The first 5 minutes of math class set the tone for the entire period. A good warm-up activates mathematical thinking, reviews prior knowledge, and transitions students from hallway mode to learning mode. A bad warm-up — or no warm-up at all — means you spend the first 15 minutes trying to get students focused. That's a third of a 45-minute period wasted.
The best warm-up activities take 3-5 minutes, require zero setup, engage every student simultaneously, and review skills students need for that day's lesson. Here are the warm-ups that work, organized by format.
Quick Digital Warm-Ups
Infinilearn Sprint (5 Minutes)
Students open Infinilearn and play for exactly 5 minutes. The adaptive system serves problems at each student's level, so every student is productively engaged regardless of ability. When the timer goes off, everyone stops. The beauty is zero teacher prep — the software handles everything — and every student has solved 5-8 problems before the lesson even starts.
Over a semester, 5 minutes daily × 180 school days = 900 minutes = 15 hours of additional adaptive math practice. That's significant — and it comes from time that would otherwise be wasted on attendance and settling in. The teacher dashboard tracks cumulative progress.
Blooket Flash Round (5 Minutes)
Pre-load a Blooket set covering review topics. Run a quick 5-minute game as students arrive. The competitive format creates energy and transitions students to math mode. Re-use the same question set for a week, then rotate to a new one. Minimal prep after the initial set creation.
No-Tech Warm-Ups
Number of the Day
Write a number on the board (e.g., 72). Students have 3 minutes to write as many mathematical expressions that equal that number as possible. 8 × 9, 144/2, 100 - 28, 6², + 36, √5184... Award bonus points for creative expressions (using exponents, roots, fractions). This builds number flexibility and reviews multiple operations simultaneously.
Estimation 180
Show an image (projected or drawn) and ask students to estimate a quantity: "How many tiles on this floor?" "How tall is this building in feet?" "How many M&Ms fill this jar?" Students write estimates individually, then share. Reveal the actual answer. Closest estimate wins. Visit estimation180.com for a pre-made collection of estimation challenges with images and answers.
Would You Rather?
Pose a "Would You Rather" question that requires mathematical reasoning: "Would you rather have $1,000 today or $1 that doubles every day for 20 days?" "Would you rather get 25% off a $200 item or $40 off?" Students choose a side and must justify with math.

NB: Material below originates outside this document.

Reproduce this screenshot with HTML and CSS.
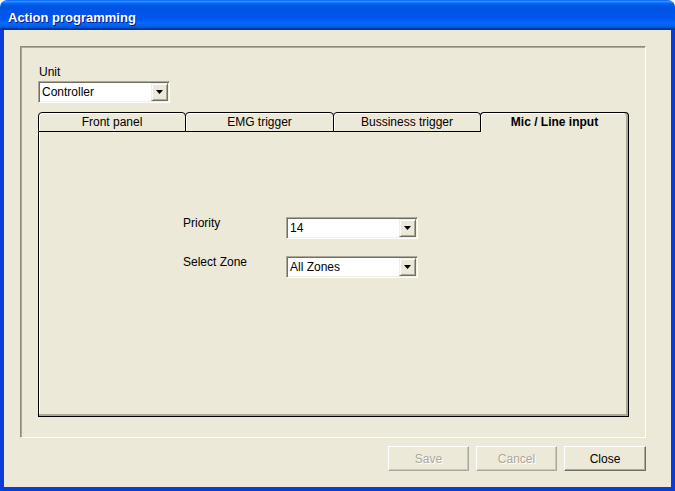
FILE: index.html
```html
<!DOCTYPE html>
<html>
<head>
<meta charset="utf-8">
<link rel="stylesheet" href="styles.css">
</head>
<body>
<div class="window">
  <div class="titlebar"><span class="title">Action programming</span></div>
  <div class="client">
    <div class="group">
      <div class="unit-label">Unit</div>
      <div class="combo unit-combo">
        <span class="combo-text">Controller</span>
        <span class="combo-btn"><svg width="7" height="4" viewBox="0 0 7 4"><polygon points="0,0 7,0 3.5,4" fill="#000"/></svg></span>
      </div>
      <div class="tabs">
        <div class="tab tab-a">Front panel</div>
        <div class="tab tab-b">EMG trigger</div>
        <div class="tab tab-a">Bussiness trigger</div>
        <div class="tab tab-b active">Mic / Line input</div>
      </div>
      <div class="panel">
        <div class="form">
          <div class="label">Priority</div>
          <div class="combo">
            <span class="combo-text">14</span>
            <span class="combo-btn"><svg width="7" height="4" viewBox="0 0 7 4"><polygon points="0,0 7,0 3.5,4" fill="#000"/></svg></span>
          </div>
          <div class="label">Select Zone</div>
          <div class="combo">
            <span class="combo-text">All Zones</span>
            <span class="combo-btn"><svg width="7" height="4" viewBox="0 0 7 4"><polygon points="0,0 7,0 3.5,4" fill="#000"/></svg></span>
          </div>
        </div>
      </div>
    </div>
    <div class="actions">
      <button class="btn disabled">Save</button>
      <button class="btn disabled">Cancel</button>
      <button class="btn close">Close</button>
    </div>
  </div>
</div>
</body>
</html>
```
FILE: styles.css
```css
html, body {
  margin: 0;
  padding: 0;
  background: #ffffff;
}
body {
  font-family: "Liberation Sans", Arial, sans-serif;
  font-size: 12px;
  color: #000;
}
.window {
  width: 675px;
  height: 491px;
  display: flex;
  flex-direction: column;
}
.titlebar {
  height: 30px;
  box-sizing: border-box;
  border-radius: 7px 7px 0 0;
  padding: 10px 0 0 8px;
  line-height: 15px;
  background: linear-gradient(to bottom, #0058EE 0%, #3593FF 4%, #288EFF 6%, #127DFF 8%, #036FFC 10%, #0262EE 14%, #0057E5 20%, #0054E3 24%, #0055EB 56%, #005BF5 66%, #026AFE 76%, #0062EF 86%, #0052D6 92%, #0040AB 94%, #003092 100%);
}
.title {
  color: #fff;
  font-weight: bold;
  font-size: 13px;
  text-shadow: 1px 1px #0A1883;
}
.client {
  flex: 1;
  background: #ECE9D8;
  border: 4px solid #0B3CD8;
  border-top: 0;
  padding: 16px 25px 0 16px;
  display: flex;
  flex-direction: column;
}
.group {
  height: 392px;
  box-sizing: border-box;
  border: 1px solid;
  border-color: #8E8B7E #fff #fff #8E8B7E;
  box-shadow: inset 1px 1px #ACA899;
  padding: 18px 16px 20px 17px;
  display: flex;
  flex-direction: column;
}
.unit-label {
  line-height: 14px;
  padding-left: 1px;
}
.combo {
  display: flex;
  align-items: center;
  width: 132px;
  height: 22px;
  box-sizing: border-box;
  background: #fff;
  border: 1px solid;
  border-color: #ACA899 #fff #fff #ACA899;
  box-shadow: inset 1px 1px #716F64, inset -1px -1px #F1EFE2;
  padding: 1px;
}
.unit-combo {
  margin-top: 2px;
}
.combo-text {
  flex: 1;
  padding-left: 2px;
  line-height: 14px;
}
.combo-btn {
  width: 17px;
  height: 18px;
  box-sizing: border-box;
  background: #ECE9D8;
  border: 1px solid;
  border-color: #F1EFE2 #716F64 #716F64 #F1EFE2;
  box-shadow: inset 1px 1px #fff, inset -1px -1px #ACA899;
  display: flex;
  align-items: center;
  justify-content: center;
}
.combo-btn svg {
  display: block;
}
.tabs {
  display: flex;
  height: 20px;
  margin-top: 9px;
}
.tab {
  box-sizing: border-box;
  height: 20px;
  border: 1px solid #000;
  border-radius: 4px 4px 0 0;
  display: flex;
  align-items: center;
  justify-content: center;
  background: #ECE9D8;
  box-shadow: inset 1px 1px #fff;
}
.tab + .tab {
  margin-left: -1px;
}
.tab-a { width: 148px; }
.tab-b { width: 149px; }
.tab.active {
  border-bottom: 0;
  font-weight: bold;
  padding-bottom: 1px;
  box-shadow: inset -2px 0 #ACA899, inset 1px 1px #fff;
}
.panel {
  height: 285px;
  box-sizing: border-box;
  border: 1px solid #000;
  border-top: 0;
  box-shadow: inset -2px -2px #ACA899, inset 1px 0 #fff;
  padding: 85px 0 0 144px;
}
.form {
  display: grid;
  grid-template-columns: 103px 132px;
  row-gap: 17px;
}
.label {
  line-height: 14px;
  margin-top: -1px;
}
.actions {
  display: flex;
  justify-content: flex-end;
  gap: 7px;
  margin-top: 8px;
}
.btn {
  width: 81px;
  height: 25px;
  box-sizing: border-box;
  padding: 0;
  margin: 0;
  font: inherit;
  color: #000;
  background: #ECE9D8;
  border: 1px solid;
  border-color: #fff #716F64 #716F64 #fff;
  box-shadow: inset -1px -1px #ACA899;
  display: flex;
  align-items: center;
  justify-content: center;
}
.btn.disabled {
  color: #ACA899;
  text-shadow: 1px 1px #fff;
  border-color: #fff #ACA899 #ACA899 #fff;
  box-shadow: inset -1px -1px #CBC7B8;
}
.btn.close {
  width: 82px;
}
```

Quick, engaging, and develops number sense.
Which One Doesn't Belong?
Display four numbers, expressions, or shapes. Students identify which one doesn't belong — but any answer can be correct with the right justification. Example: 16, 25, 36, 43. "43 doesn't belong because it's not a perfect square." "16 doesn't belong because it's the only one less than 20." "25 doesn't belong because its digits sum to 7, not an even number." This develops mathematical reasoning and communication skills.
Mental Math Chain
Start with a number. Go around the room, each student applying an operation. "Start at 5. Student 1: times 3 is 15. Student 2: plus 7 is 22. Student 3: divided by 2 is 11." If someone makes an error, start over. See how far the chain goes. Builds mental math fluency and requires active listening.
Error Analysis
Display a solved problem with an intentional mistake. "Find the error." Students identify what went wrong and explain the correct solution. This develops critical thinking and error-checking habits — skills that directly improve test performance.
Example: "Solve 3x + 7 = 22. Step 1: 3x = 22 + 7. Step 2: 3x = 29. Step 3: x = 29/3." The error is in Step 1 — should subtract 7, not add. Students who can spot this error are less likely to make it themselves.
Warm-Up Best Practices
- Start before the bell. Have the warm-up visible (on the board or screen) as students walk in. Students who arrive early start immediately. This eliminates the dead time between arrival and instruction.
- Keep it to 5 minutes maximum. Warm-ups that stretch to 10-15 minutes eat into instruction time. Use a visible timer. When time's up, move on — even if some students aren't finished.
- Connect to the day's lesson when possible. If today's lesson is on proportions, the warm-up should review ratios or equivalent fractions — the prerequisite skills. This primes the brain for the new content.
- Rotate formats weekly. Monday: Infinilearn sprint. Tuesday: Number of the Day. Wednesday: Estimation. Thursday: Error Analysis. Friday: Blooket. Predictable variety keeps students engaged without requiring daily creativity from you.
- Don't grade warm-ups. The purpose is activation and review, not assessment. Grading warm-ups adds stress and administrative burden without improving the learning outcome. Check for participation, not accuracy.
The Bottom Line
Five minutes of warm-up produces disproportionate returns: it activates prior knowledge, builds fluency over time, and sets a productive tone for the period. The best warm-ups require zero or minimal prep (Infinilearn sprint, Number of the Day, estimation), engage every student simultaneously, and connect to the day's content. Invest those 5 minutes daily and you'll spend less time managing off-task behavior and more time teaching — which is the whole point.